Close calls can teach you a lot of lessons about life.

It was a cold winter morning in 2011, and I was home from college for winter break in Naples. A nor’easter had just swept through the night before and left several feet of snow in its wake.

I did a visual check of the roads as I walked up our recently plowed driveway, a mess of brown dirt, snow and tire tracks from my dad’s old Chevy truck. I turned on my old 1995 Saab 9000 and cleaned off the ice and snow while wondering if it was safe to drive the 15 or so minutes to the Bridgton Hannaford, where I’d been working since high school.

It looked like the snowplow hadn’t been by since the early morning, but I had a pretty good handle on the fishtail method my dad had taught me. It was going up and down the steep hills that worried me.

I had made it about halfway to work when I crested one of the larger hills. I tensed up in preparation, telling myself to just casually roll down the hill. But I started going a little too fast, which prompted a knee-jerk reaction slam on the brakes.

The car spun around in circles. Once. Twice. And one more time around until I heard a loud thud.

As the snow dust settled, I collapsed back in my seat and exhaled.

Once I got my bearings, I glanced at my sideview mirror and saw that my car had slammed backward into a snowbank. I looked to the passenger-side window and, there, only inches away it seemed, was a telephone pole.

Phew, that was close, I thought to myself.

It could’ve have turned out different in so many ways.
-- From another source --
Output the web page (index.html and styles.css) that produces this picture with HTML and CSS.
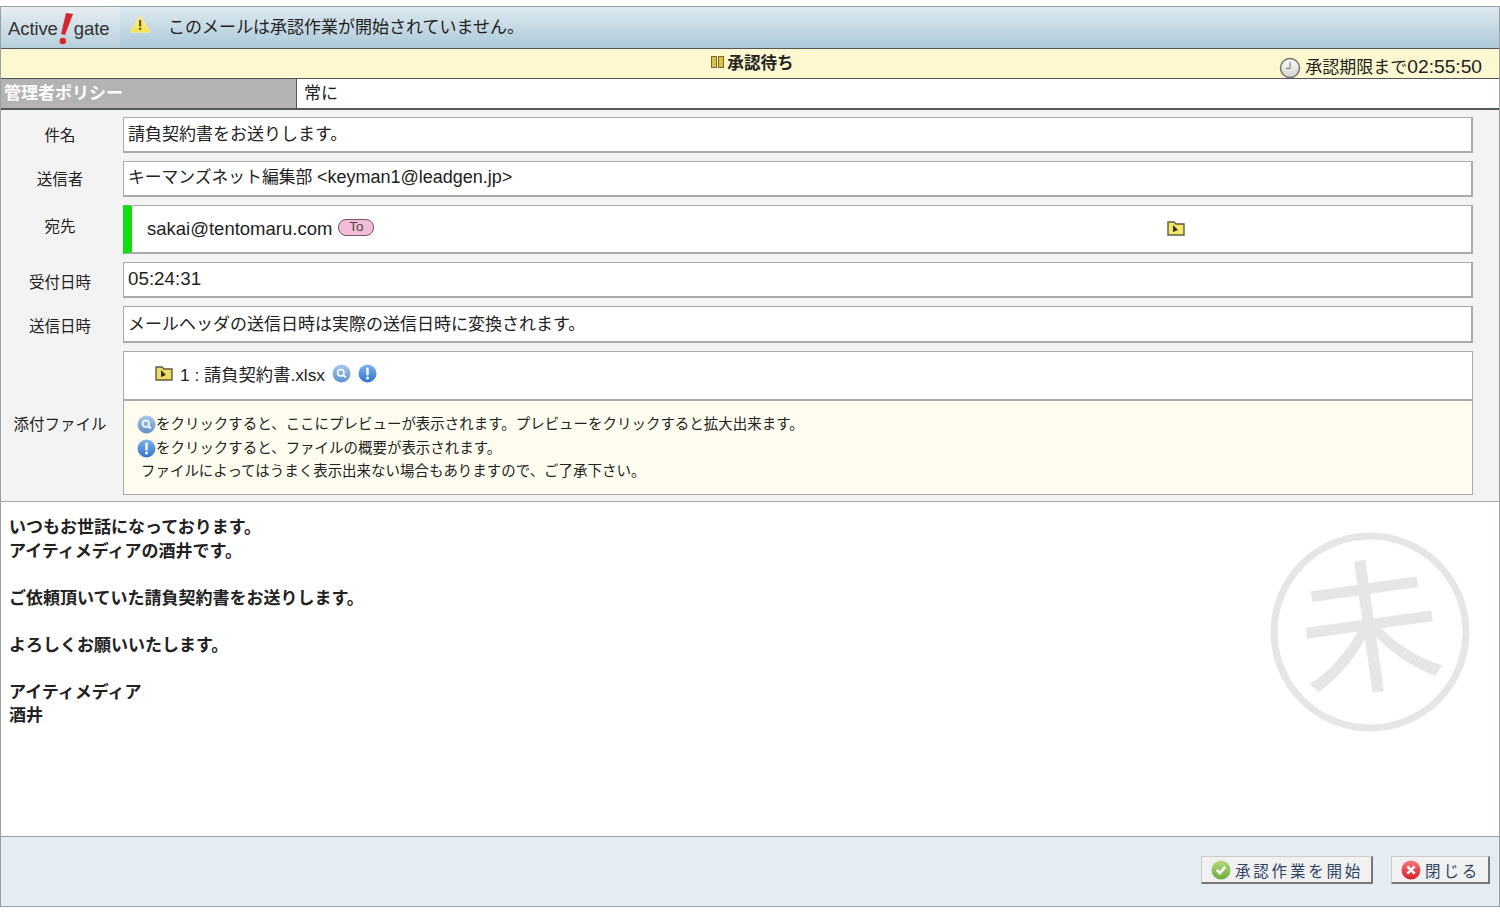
FILE: index.html
```html
<!DOCTYPE html>
<html lang="ja">
<head>
  <meta charset="utf-8">
  <title>Active!gate</title>
  <link rel="stylesheet" href="styles.css">
</head>
<body>
  <!-- shared icon gradients -->
  <svg class="defs" width="0" height="0">
    <defs>
      <linearGradient id="g-search" x1="0" y1="0" x2="0" y2="1"><stop offset="0" stop-color="#a9c8ea"/><stop offset="1" stop-color="#5f8fc9"/></linearGradient>
      <linearGradient id="g-info" x1="0" y1="0" x2="0" y2="1"><stop offset="0" stop-color="#7fb3ee"/><stop offset="1" stop-color="#2f74d0"/></linearGradient>
      <linearGradient id="g-ok" x1="0" y1="0" x2="0" y2="1"><stop offset="0" stop-color="#b5d97f"/><stop offset="1" stop-color="#6bac3a"/></linearGradient>
      <linearGradient id="g-no" x1="0" y1="0" x2="0" y2="1"><stop offset="0" stop-color="#f47a7a"/><stop offset="1" stop-color="#d81f2c"/></linearGradient>
      <linearGradient id="g-warn" x1="0" y1="0" x2="0" y2="1"><stop offset="0" stop-color="#f8efa0"/><stop offset="1" stop-color="#f2e04e"/></linearGradient>
      <linearGradient id="g-clock" x1="0" y1="0" x2="0" y2="1"><stop offset="0" stop-color="#fafafa"/><stop offset="1" stop-color="#d6d6d0"/></linearGradient>
    </defs>
  </svg>

  <section id="window">

    <!-- top bar -->
    <header class="topbar">
      <div class="logo">
        <span>Active</span>
        <svg class="logo-mark" width="15" height="34" viewBox="0 0 15 34"><path d="M7 1 L14 2 L6 23 L2 22 Z" fill="#d8262c"/><circle cx="3.800" cy="29" r="3.200" fill="#d8262c"/></svg>
        <span>gate</span>
      </div>
      <svg class="warn" width="22" height="20" viewBox="0 0 22 20"><path d="M11 1 L20.500 17 Q21 18.500 19.500 18.500 L2.500 18.500 Q1 18.500 1.500 17 Z" fill="url(#g-warn)" stroke="#efe7a0"/><rect x="10" y="6" width="2.200" height="6.500" fill="#6a5a20"/><rect x="10" y="13.800" width="2.200" height="2.200" fill="#6a5a20"/></svg>
      <span class="topbar-msg">このメールは承認作業が開始されていません。</span>
    </header>

    <!-- status -->
    <div class="status">
      <div class="status-title">
        <svg width="13" height="12" viewBox="0 0 13 12"><rect x="0.500" y="0.500" width="5" height="11" fill="#e0c040" stroke="#6d6a3c"/><rect x="7.500" y="0.500" width="5" height="11" fill="#e0c040" stroke="#6d6a3c"/></svg>
        <b>承認待ち</b>
      </div>
      <div class="status-time">
        <svg width="22" height="22" viewBox="0 0 22 22"><circle cx="11" cy="11" r="9.500" fill="url(#g-clock)" stroke="#77776f" stroke-width="1.500"/><path d="M11 5 V11.500 H7" fill="none" stroke="#77776f"/></svg>
        <span>承認期限まで<span class="lat-big">02:55:50</span></span>
      </div>
    </div>

    <div class="policy">
      <div class="policy-name">管理者ポリシー</div>
      <div class="policy-val">常に</div>
    </div>

    <!-- mail info -->
    <section class="info">
      <div class="row">
        <div class="label">件名</div>
        <div class="field">請負契約書をお送りします。</div>
      </div>
      <div class="row">
        <div class="label">送信者</div>
        <div class="field field-sender">キーマンズネット編集部 <span class="lat">&lt;keyman1@leadgen.jp&gt;</span></div>
      </div>
      <div class="row">
        <div class="label label-up">宛先</div>
        <div class="field field-to">
          <span class="addr">sakai@tentomaru.com</span>
          <span class="to-badge">To</span>
          <svg class="to-folder" width="18" height="16" viewBox="0 0 18 16"><path d="M1 15 V2 H7 L9 4 H17 V15 Z" fill="#f4e76a" stroke="#5f5a3c" stroke-width="1.400"/><path d="M6 5 L6 12 L11 10 Z" fill="#333020"/></svg>
        </div>
      </div>
      <div class="row">
        <div class="label label-low">受付日時</div>
        <div class="field field-time"><span class="lat-time">05:24:31</span></div>
      </div>
      <div class="row">
        <div class="label label-low">送信日時</div>
        <div class="field field-sent">メールヘッダの送信日時は実際の送信日時に変換されます。</div>
      </div>
      <div class="row">
        <div class="label label-attach">添付ファイル</div>
        <div class="attach">
          <div class="attach-file">
            <svg width="18" height="16" viewBox="0 0 18 16"><path d="M1 15 V2 H7 L9 4 H17 V15 Z" fill="#eedd66" stroke="#5f5a3c" stroke-width="1.400"/><path d="M6 5 L6 12 L11 10 Z" fill="#333020"/></svg>
            <span>1 : 請負契約書.xlsx</span>
            <svg class="ico-search" width="19" height="19" viewBox="0 0 19 19"><circle cx="9.500" cy="9.500" r="9" fill="url(#g-search)"/><circle cx="8.800" cy="8.800" r="3.200" fill="none" stroke="#fff" stroke-width="1.500"/><path d="M11 11 L14 13.500" stroke="#fff" stroke-width="1.800"/></svg>
            <svg class="ico-info" width="19" height="19" viewBox="0 0 19 19"><circle cx="9.500" cy="9.500" r="9" fill="url(#g-info)"/><rect x="8.300" y="3.500" width="2.400" height="8" rx="1" fill="#fff"/><circle cx="9.500" cy="14" r="1.500" fill="#fff"/></svg>
          </div>
          <div class="attach-note">
            <p><svg width="19" height="19" viewBox="0 0 19 19"><circle cx="9.500" cy="9.500" r="9" fill="url(#g-search)"/><circle cx="8.800" cy="8.800" r="3.200" fill="none" stroke="#fff" stroke-width="1.500"/><path d="M11 11 L14 13.500" stroke="#fff" stroke-width="1.800"/></svg>をクリックすると、ここにプレビューが表示されます。プレビューをクリックすると拡大出来ます。</p>
            <p><svg width="19" height="19" viewBox="0 0 19 19"><circle cx="9.500" cy="9.500" r="9" fill="url(#g-info)"/><rect x="8.300" y="3.500" width="2.400" height="8" rx="1" fill="#fff"/><circle cx="9.500" cy="14" r="1.500" fill="#fff"/></svg>をクリックすると、ファイルの概要が表示されます。</p>
            <p class="note-plain">ファイルによってはうまく表示出来ない場合もありますので、ご了承下さい。</p>
          </div>
        </div>
      </div>
    </section>

    <!-- mail body -->
    <section class="mail">
      <div class="mail-text">いつもお世話になっております。<br>アイティメディアの酒井です。<br><br>ご依頼頂いていた請負契約書をお送りします。<br><br>よろしくお願いいたします。<br><br>アイティメディア<br>酒井</div>
      <svg class="stamp" width="200" height="200" viewBox="0 0 200 200">
        <circle cx="100" cy="100" r="96" fill="none" stroke="#e6e6e6" stroke-width="7"/>
        <text x="100" y="149" text-anchor="middle" transform="rotate(-8 100 100)" class="stamp-char">未</text>
      </svg>
    </section>

    <footer class="footer">
      <button class="btn">
        <svg width="20" height="20" viewBox="0 0 19 19"><circle cx="9.500" cy="9.500" r="9" fill="url(#g-ok)"/><path d="M5.500 9.500 L8.500 12.500 L13.500 6.500" fill="none" stroke="#fff" stroke-width="2.400"/></svg>
        承認作業を開始
      </button>
      <button class="btn">
        <svg width="20" height="20" viewBox="0 0 19 19"><circle cx="9.500" cy="9.500" r="9" fill="url(#g-no)"/><path d="M6 6 L13 13 M13 6 L6 13" fill="none" stroke="#fff" stroke-width="2.400"/></svg>
        閉じる
      </button>
    </footer>
  </section>
</body>
</html>
```

FILE: styles.css
```css
body {
  margin: 0;
  padding: 0;
  background-color: #ffffff;
  color: #222222;
  font-family: "Liberation Sans", "Noto Sans CJK JP", sans-serif;
  font-size: 17px;
}

.defs {
  display: block;
  height: 0;
}

#window {
  display: flex;
  flex-direction: column;
  height: 901px;
  margin-top: 6px;
  border: 1px solid #9a9fa3;
  box-sizing: border-box;
  overflow: hidden;
}

.lat {
  font-size: 18px;
}

.lat-time {
  font-size: 18.800px;
}

.lat-big {
  font-size: 19.200px;
}

/* top bar */
.topbar {
  display: flex;
  align-items: center;
  height: 41px;
  flex: none;
  background: linear-gradient(#dde9f0, #adc9d8);
  border-bottom: 1px solid #4f5558;
}

.logo {
  display: flex;
  align-items: center;
  width: 119px;
  height: 100%;
  box-sizing: border-box;
  padding: 3px 0 0 7px;
  background: linear-gradient(#e6eef3, #b8d0dc);
  font-size: 18.500px;
  letter-spacing: -0.1px;
  color: #333333;
}

.logo-mark {
  margin: 0 0 0 1px;
}

.warn {
  margin: -8px 0 0 9px;
}

.topbar-msg {
  margin: -5px 0 0 17px;
}

/* status */
.status {
  position: relative;
  display: flex;
  justify-content: center;
  align-items: center;
  height: 30px;
  flex: none;
  background-color: #fdf8cf;
  border-bottom: 1px solid #4f5558;
  box-sizing: border-box;
}

.status-title {
  display: flex;
  align-items: center;
  gap: 3px;
  margin: -3px 0 0 5px;
  font-size: 16.600px;
}

.status-time {
  position: absolute;
  top: 6px;
  right: 17px;
  display: flex;
  align-items: center;
  gap: 4px;
  line-height: 24px;
}

/* policy */
.policy {
  display: flex;
  height: 31px;
  flex: none;
  border-bottom: 2px solid #55595b;
  box-sizing: border-box;
}

.policy-name {
  width: 296px;
  flex: none;
  box-sizing: border-box;
  padding: 0 0 0 3px;
  background-color: #b3b3b3;
  color: #ffffff;
  font-weight: bold;
  border-right: 1px solid #4f5558;
}

.policy-val {
  padding: 0 0 0 7px;
}

/* info */
.info {
  display: flex;
  flex-direction: column;
  gap: 8px;
  flex: none;
  height: 392px;
  box-sizing: border-box;
  padding: 7px 26px 0 0;
  background-color: #f3f3f3;
  border-bottom: 1px solid #a8a8a8;
}

.row {
  display: flex;
}

.label {
  width: 118px;
  margin-right: 4px;
  flex: none;
  padding-top: 6px;
  text-align: center;
  font-size: 15.500px;
}

.label-up {
  padding-top: 9px;
}

.label-low {
  padding-top: 8px;
}

.label-attach {
  align-self: center;
  padding-top: 0;
}

.field {
  flex: 1;
  box-sizing: border-box;
  height: 36px;
  padding: 2px 0 0 4px;
  background-color: #ffffff;
  border: 2px solid #aaaaaa;
  border-width: 1px 2px 2px 1px;
}

.field-sender {
  font-size: 16.800px;
}

.field-time {
  padding-top: 5px;
}

.field-sent {
  height: 37px;
  padding-top: 3px;
}

.field-to {
  position: relative;
  display: flex;
  align-items: center;
  height: 49px;
  padding: 0 0 0 15px;
  border-left: 9px solid #12dc12;
}

.addr {
  font-size: 18.500px;
  margin-top: -1px;
}

.to-badge {
  margin: -4px 0 0 6px;
  width: 34px;
  height: 15px;
  line-height: 14px;
  text-align: center;
  font-size: 13.500px;
  color: #444444;
  background-color: #f5bcd8;
  border: 1px solid #6f5a66;
  border-radius: 8px;
}

.to-folder {
  position: absolute;
  left: 1035px;
  top: 14px;
}

.attach {
  flex: 1;
  box-sizing: border-box;
  height: 144px;
  border: 1px solid #aaaaaa;
}

.attach-file {
  display: flex;
  align-items: center;
  height: 49px;
  padding: 0 0 5px 31px;
  background-color: #ffffff;
  border-bottom: 2px solid #aaaaaa;
  box-sizing: border-box;
}

.attach-file span {
  margin-left: 7px;
  font-size: 17.300px;
}

.ico-search {
  margin-left: 7px;
}

.ico-info {
  margin-left: 7px;
}

.attach-note {
  height: 93px;
  padding: 10px 0 0 13px;
  box-sizing: border-box;
  background-color: #fdfcee;
  font-size: 14.470px;
}

.attach-note p {
  display: flex;
  align-items: center;
  height: 23.500px;
  margin: 0;
}

.attach-note svg {
  margin-top: 4px;
}

.note-plain {
  padding-left: 4px;
}

/* mail */
.mail {
  position: relative;
  flex: 1;
  background-color: #ffffff;
  border-bottom: 1px solid #9a9fa3;
  padding: 14px 0 0 8px;
}

.mail-text {
  font-weight: bold;
  line-height: 23.500px;
}

.stamp {
  position: absolute;
  top: 30px;
  right: 29px;
}

.stamp-char {
  font-size: 144px;
  fill: #e6e6e6;
  font-weight: 400;
}

/* footer */
.footer {
  display: flex;
  justify-content: flex-end;
  gap: 18px;
  height: 69px;
  flex: none;
  box-sizing: border-box;
  padding: 19px 9px 0 0;
  background-color: #e3edf3;
}

.btn {
  display: flex;
  align-items: center;
  gap: 4px;
  height: 28px;
  padding: 0 8px 0 9px;
  color: #2e4566;
  font-family: "Liberation Sans", "Noto Sans CJK JP", sans-serif;
  font-size: 15.500px;
  letter-spacing: 2.800px;
  background-color: #f1f1f1;
  border: 1px solid #cccccc;
  border-right: 2px solid #777777;
  border-bottom: 2px solid #777777;
  cursor: pointer;
}
```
I could’ve jetted off into the trees. The rear of my car could have slammed into the pole. And, worst-case scenario, the telephone pole could’ve slammed into my driver’s side.
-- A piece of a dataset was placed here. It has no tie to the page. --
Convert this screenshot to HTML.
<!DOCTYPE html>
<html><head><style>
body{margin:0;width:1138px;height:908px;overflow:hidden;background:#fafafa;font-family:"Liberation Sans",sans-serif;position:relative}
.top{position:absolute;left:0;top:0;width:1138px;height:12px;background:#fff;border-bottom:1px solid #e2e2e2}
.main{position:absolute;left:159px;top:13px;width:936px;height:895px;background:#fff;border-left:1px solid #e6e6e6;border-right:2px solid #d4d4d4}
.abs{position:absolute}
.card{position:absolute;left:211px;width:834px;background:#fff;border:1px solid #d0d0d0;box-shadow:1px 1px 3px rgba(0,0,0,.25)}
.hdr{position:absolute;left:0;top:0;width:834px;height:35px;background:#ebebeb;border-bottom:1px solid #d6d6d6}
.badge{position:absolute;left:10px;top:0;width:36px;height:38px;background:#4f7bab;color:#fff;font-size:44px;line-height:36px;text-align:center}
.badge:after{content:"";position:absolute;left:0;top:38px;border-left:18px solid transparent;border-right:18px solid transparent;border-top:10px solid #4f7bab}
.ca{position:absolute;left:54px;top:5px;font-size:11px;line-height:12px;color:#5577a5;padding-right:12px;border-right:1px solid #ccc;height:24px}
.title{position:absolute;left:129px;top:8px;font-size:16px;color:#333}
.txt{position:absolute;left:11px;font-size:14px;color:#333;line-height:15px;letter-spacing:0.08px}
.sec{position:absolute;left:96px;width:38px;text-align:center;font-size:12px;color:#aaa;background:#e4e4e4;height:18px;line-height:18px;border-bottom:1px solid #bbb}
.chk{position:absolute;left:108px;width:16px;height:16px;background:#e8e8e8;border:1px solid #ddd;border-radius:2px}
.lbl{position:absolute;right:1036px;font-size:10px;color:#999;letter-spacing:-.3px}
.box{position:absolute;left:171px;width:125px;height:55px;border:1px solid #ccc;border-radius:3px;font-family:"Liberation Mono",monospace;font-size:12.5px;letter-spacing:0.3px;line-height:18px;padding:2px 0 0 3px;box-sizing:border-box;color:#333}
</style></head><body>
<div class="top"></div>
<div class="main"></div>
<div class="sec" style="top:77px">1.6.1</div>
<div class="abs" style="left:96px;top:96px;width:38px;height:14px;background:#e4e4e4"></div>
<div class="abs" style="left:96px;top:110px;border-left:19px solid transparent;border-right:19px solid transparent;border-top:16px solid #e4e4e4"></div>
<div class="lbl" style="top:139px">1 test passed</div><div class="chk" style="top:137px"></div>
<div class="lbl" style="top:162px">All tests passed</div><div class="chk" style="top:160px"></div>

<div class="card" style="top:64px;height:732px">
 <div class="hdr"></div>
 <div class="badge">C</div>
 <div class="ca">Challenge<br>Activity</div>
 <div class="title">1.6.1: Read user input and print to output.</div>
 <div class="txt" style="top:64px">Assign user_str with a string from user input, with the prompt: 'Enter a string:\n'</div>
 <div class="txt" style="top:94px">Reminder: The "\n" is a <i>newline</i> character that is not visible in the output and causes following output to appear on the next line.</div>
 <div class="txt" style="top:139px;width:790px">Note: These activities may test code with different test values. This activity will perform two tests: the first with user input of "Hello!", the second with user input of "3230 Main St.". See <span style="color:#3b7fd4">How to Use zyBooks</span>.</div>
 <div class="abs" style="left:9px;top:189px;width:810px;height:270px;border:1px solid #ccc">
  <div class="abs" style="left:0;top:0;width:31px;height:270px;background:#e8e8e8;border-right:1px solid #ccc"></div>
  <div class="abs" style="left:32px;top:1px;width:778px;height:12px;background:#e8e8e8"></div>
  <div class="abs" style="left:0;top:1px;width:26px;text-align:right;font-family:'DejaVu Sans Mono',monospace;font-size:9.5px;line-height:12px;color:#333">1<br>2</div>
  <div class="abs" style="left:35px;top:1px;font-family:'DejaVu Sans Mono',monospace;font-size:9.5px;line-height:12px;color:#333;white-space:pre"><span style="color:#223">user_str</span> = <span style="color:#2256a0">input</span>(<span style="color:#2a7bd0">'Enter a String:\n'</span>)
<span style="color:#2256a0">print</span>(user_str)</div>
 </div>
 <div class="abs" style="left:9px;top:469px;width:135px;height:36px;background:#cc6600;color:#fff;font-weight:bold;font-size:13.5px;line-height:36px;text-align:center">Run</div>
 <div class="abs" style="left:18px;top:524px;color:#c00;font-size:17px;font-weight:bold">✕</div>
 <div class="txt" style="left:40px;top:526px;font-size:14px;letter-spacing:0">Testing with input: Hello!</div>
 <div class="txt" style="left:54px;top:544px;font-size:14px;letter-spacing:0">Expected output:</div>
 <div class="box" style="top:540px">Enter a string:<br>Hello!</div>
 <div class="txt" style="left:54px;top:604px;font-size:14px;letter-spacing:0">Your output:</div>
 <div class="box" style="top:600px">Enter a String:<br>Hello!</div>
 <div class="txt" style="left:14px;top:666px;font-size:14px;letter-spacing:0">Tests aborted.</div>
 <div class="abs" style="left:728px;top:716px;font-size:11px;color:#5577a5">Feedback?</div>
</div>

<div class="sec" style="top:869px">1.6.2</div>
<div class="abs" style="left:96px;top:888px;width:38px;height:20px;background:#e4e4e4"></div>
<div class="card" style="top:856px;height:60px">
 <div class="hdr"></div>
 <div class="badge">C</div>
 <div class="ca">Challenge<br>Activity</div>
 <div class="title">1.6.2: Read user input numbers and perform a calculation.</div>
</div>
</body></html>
I kicked myself in the butt for slamming on the brakes. While my mind was telling me one thing as I was going down the hill, my body had the completely opposite reaction. Fear had overtaken reason in that moment and had hijacked my autopilot responses.

An experience like that teaches us some important life lessons, especially as it relates to our subconscious reactions (our autopilot function).

Many of us share the same default settings when we fear or sense something different or out of the ordinary. But oftentimes, our reactions can be problematic, especially when it’s in response to people we perceive as different or as “other.”

We often jump to conclusions, make assumptions and make judgments about people without even getting to know them or listening to their story. It’s something we all struggle with. It’s something I struggle with.

But at the end of the day, we are all human and we are all works in progress. And we are not alone.